Blur is the result of the motion of multiple objects, camera shaking or scene depth variations. As a reversal process, restoring deblurred images from blurred images is a typical ill-posed computer vision problem. As the blurred image does not correspond to its sharp video sequence one-to-one, neither the traditional pixel2pixel nor perceptual loss is suitable for processing non-aligned data. Therefore, it is not ideal to simply superimpose the blur as a 3D kernel, or to train the neural network on a specific frame (which does not have the same uniqueness).

To solve this problem, this paper considers combining three loss training models to learn and integrate to generate sharp image sequences. The contiguous blurry loss ignores the spatial positions of the features and focuses on measuring the similarity of sharp and blurry images on the basis of their similar features. The adversarial loss and content loss complement the loss caused by spatial positions at the pixel2pixel level. The adversarial loss can enhance the accuracy of the output of each network. The content loss refers to the pixel2pixel loss of each layer of feature map, which can learn the manifold space where the image is located.

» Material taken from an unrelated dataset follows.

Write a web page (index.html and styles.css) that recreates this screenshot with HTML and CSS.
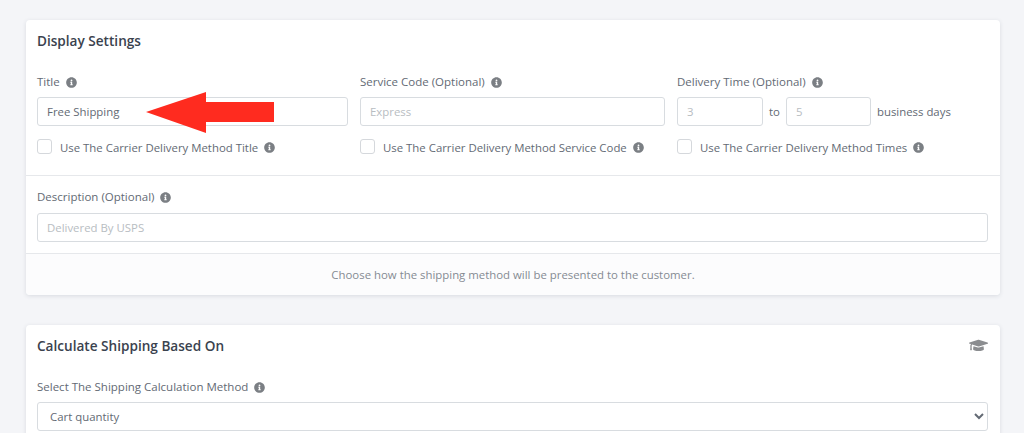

Due to the feature set learning for the non aligned data, we can obviously see from the experimental results that the proposed model can segment the edges of some objects more sharply, and the generated deblurred images have no sense of particles compared with other methods, and the features and details of objects can be better restored. The model can be used not only in the task of deblurring, but also in the task of rain removal through the relearning of a sharp image sequence [38]. In addition, the artificial high-frame-rate video can be obtained by the application of high-precision interpolation.

6. Conclusions

In this paper, the method of adversarial training was modified to extract the sharp frames of a video sequence from one motion-blurred image. Specifically, a novel model based on GAN was proposed, which can generate multiple sharp frames on the basis of one CNN model. In addition, in order to alleviate the problem that one blurred image does not corresponding one-to-one to a sharp video sequence, as different video sequences can create almost identical blurry images, a new contiguous blurring loss method was proposed, which mainly measures the loss of unaligned data. Experimental results demonstrated that the combination of the proposed network and the contiguous blurry loss can generate sharp video sequences and improve the shortcomings of existing methods.